Posted on: 25 June 2017

Painting of the Jagannatha temple at Puri - 1820

Watercolour depicting the Jagannatha temple at Puri by an anonymous artist, c. 1820. Inscribed on album page: 'Temple at Juggernauth'.

Puri is one of the cardinal centres of pilgrimage for Hinduism and is particularly revered by the Vaishnavas as the principal centre of the cult of Krishna in his form of Jagannatha, the Lord of the Universe. The Jagannatha temple is one of the largest in India and was founded in the 12th Century by Anantavarman Chodaganga (r.1077-1147), ruler of the Eastern Ganga dynasty. The temple consists of an enclosed inner sanctuary, covered by a spire (57 m tall) that is richly decorated with figures from Vaishnava myths and topped by the flag and wheel, symbols of Vishnu.

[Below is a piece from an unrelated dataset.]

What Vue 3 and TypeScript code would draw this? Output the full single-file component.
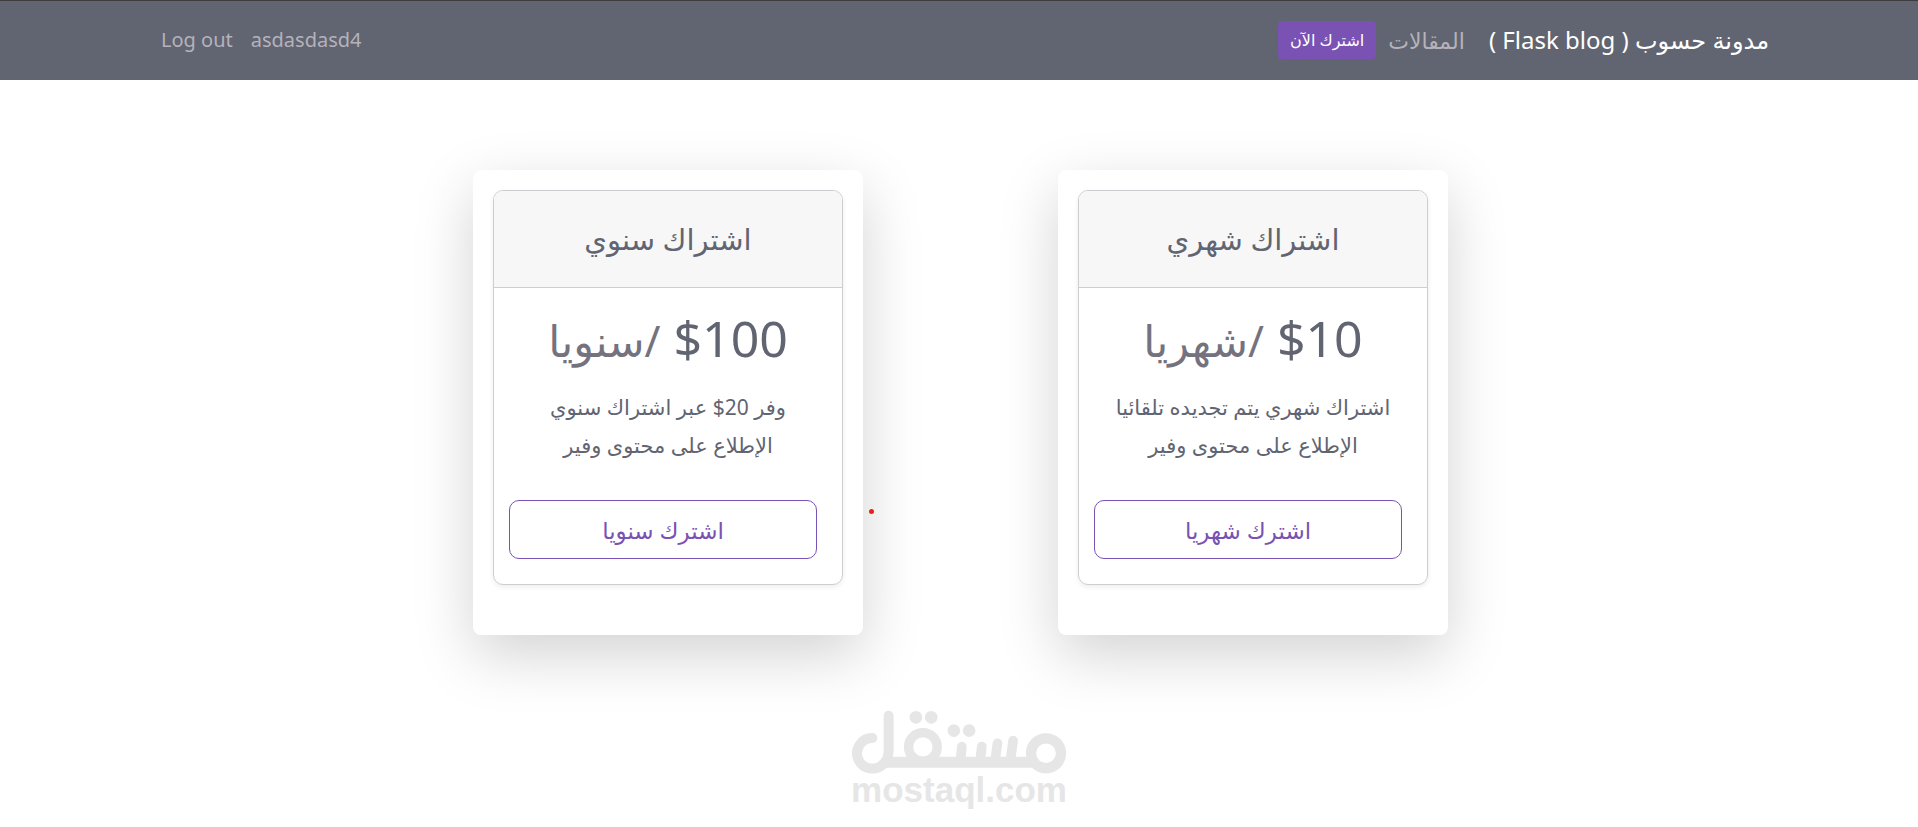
<script setup lang="ts">
interface Plan {
  id: string
  title: string
  price: string
  period: string
  features: string[]
  action: string
  recording?: boolean
}

const plans: Plan[] = [
  {
    id: 'monthly',
    title: 'اشتراك شهري',
    price: '$10',
    period: '/شهريا',
    features: ['اشتراك شهري يتم تجديده تلقائيا', 'الإطلاع على محتوى وفير'],
    action: 'اشترك شهريا',
  },
  {
    id: 'yearly',
    title: 'اشتراك سنوي',
    price: '$100',
    period: '/سنويا',
    features: ['وفر 20$ عبر اشتراك سنوي', 'الإطلاع على محتوى وفير'],
    action: 'اشترك سنويا',
    recording: true,
  },
]
</script>

<template>
  <div class="page" dir="rtl" lang="ar">
    <header class="navbar">
      <nav class="navbar-inner">
        <a class="brand" href="#">مدونة حسوب ( Flask blog )</a>
        <a class="nav-link" href="#articles">المقالات</a>
        <a class="subscribe" href="#plans">اشترك الآن</a>
        <div class="account">
          <a class="account-link" href="#profile">asdasdasd4</a>
          <a class="account-link" href="#logout">Log out</a>
        </div>
      </nav>
    </header>

    <main id="plans" class="plans">
      <section v-for="plan in plans" :key="plan.id" class="panel">
        <div class="card">
          <h2 class="card-title">{{ plan.title }}</h2>
          <div class="card-body">
            <p class="price">{{ plan.price }} <small class="period">{{ plan.period }}</small></p>
            <ul class="features">
              <li v-for="feature in plan.features" :key="feature">{{ feature }}</li>
            </ul>
            <button class="action" type="button">{{ plan.action }}</button>
          </div>
        </div>
        <span v-if="plan.recording" class="dot"></span>
      </section>
    </main>

    <footer class="footer" dir="ltr">
      <svg class="logo" viewBox="60 60 652 194" role="img" aria-label="مستقل">
        <g fill="none" stroke="#e6e6e6" stroke-linecap="round">
          <circle cx="646" cy="190" r="45" stroke-width="31" />
          <circle cx="276" cy="171" r="43" stroke-width="28" />
          <path d="M124 144A46 46 0 1 0 158 221Q173 207 173 180V77" stroke-width="30" />
          <path d="M158 217H614" stroke-width="33" stroke-linecap="butt" />
          <path d="M393 170L389 212M453 170L448 212M500 160L493 212M547 152L539 212" stroke-width="29" />
        </g>
        <g fill="#e6e6e6">
          <circle cx="255" cy="82" r="19" />
          <circle cx="301" cy="82" r="19" />
          <circle cx="369" cy="122" r="19" />
          <circle cx="415" cy="122" r="19" />
        </g>
      </svg>
      <span class="domain">mostaql.com</span>
    </footer>
  </div>
</template>

<style>
body {
  background: #fff;
}
</style>

<style scoped>
.page {
  font-family: "Noto Sans", "DejaVu Sans", sans-serif;
  font-size: 21px;
  color: #616471;
}

a {
  text-decoration: none;
}

.navbar {
  box-sizing: border-box;
  height: 80px;
  border-top: 1px solid #3c3c3f;
  background: #616471;
}

.navbar-inner {
  display: flex;
  align-items: center;
  box-sizing: border-box;
  max-width: 1620px;
  height: 100%;
  margin: 0 auto;
  padding-bottom: 2px;
}

.brand {
  margin-left: 24px;
  font-size: 24px;
  line-height: 32px;
  color: #fff;
}

.nav-link {
  font-size: 22px;
  line-height: 32px;
  color: #b5b2ba;
}

.account-link {
  font-size: 20px;
  color: #b5b2ba;
}

.subscribe {
  margin-right: 12px;
  padding: 0 12px;
  border-radius: 4px;
  background: #7952b3;
  font-size: 16px;
  line-height: 38px;
  color: #fff;
}

.account {
  display: flex;
  gap: 18px;
  margin-right: auto;
  padding-left: 12px;
}

.plans {
  display: flex;
  justify-content: center;
  gap: 195px;
  padding: 90px 0 0 3px;
}

.panel {
  position: relative;
  box-sizing: border-box;
  width: 390px;
  padding: 20px 20px 50px;
  border-radius: 8px;
  background: #fff;
  box-shadow: 0 20px 60px rgba(0, 0, 0, 0.175);
}

.card {
  overflow: hidden;
  border: 1px solid #cdced1;
  border-radius: 10px;
  box-shadow: 0 2px 5px rgba(0, 0, 0, 0.075);
  text-align: center;
}

.card-title {
  margin: 0;
  border-bottom: 1px solid #cdced1;
  background: #f7f7f7;
  font-size: 29px;
  font-weight: 400;
  line-height: 96px;
}

.card-body {
  padding: 15px 15px 25px;
}

.price {
  height: 70px;
  margin: 0;
  font-size: 50px;
  line-height: 70px;
  white-space: nowrap;
}

.period {
  font-size: 43px;
  line-height: 60px;
  color: #75727f;
}

.features {
  margin: 15px 0 36px;
  padding: 0;
  line-height: 38px;
  list-style: none;
  white-space: nowrap;
}

.action {
  display: block;
  box-sizing: border-box;
  width: 308px;
  height: 59px;
  margin: 0 auto 0 0;
  border: 1px solid #7952b3;
  border-radius: 10px;
  background: #fff;
  font-family: inherit;
  font-size: 23px;
  color: #7952b3;
}

.dot {
  position: absolute;
  top: 339px;
  right: -11px;
  width: 5px;
  height: 5px;
  border-radius: 50%;
  background: #e8201c;
}

.footer {
  display: flex;
  flex-direction: column;
  align-items: center;
  padding-top: 75px;
}

.logo {
  display: block;
  width: 217px;
}

.domain {
  margin-top: -5px;
  font-family: "Liberation Sans", Arial, sans-serif;
  font-size: 35px;
  font-weight: 700;
  line-height: 40px;
  color: #e6e6e6;
}
</style>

This is preceded by a mandapa with a pyramidal roof, surrounded by other mandapas that were added by subsequent rulers. The Rath Yatra (car festival) is the largest annual festival in Puri when the images of Jagannatha, his brother Balabhadra and sister Subhadra are placed in large chariots (raths) and are paraded about the town. The festival is meant to symbolise the journey of Krishna from Gokul to Mathura.

In this drawing, the temple is in the background with a village house with figures and elephants in the foreground.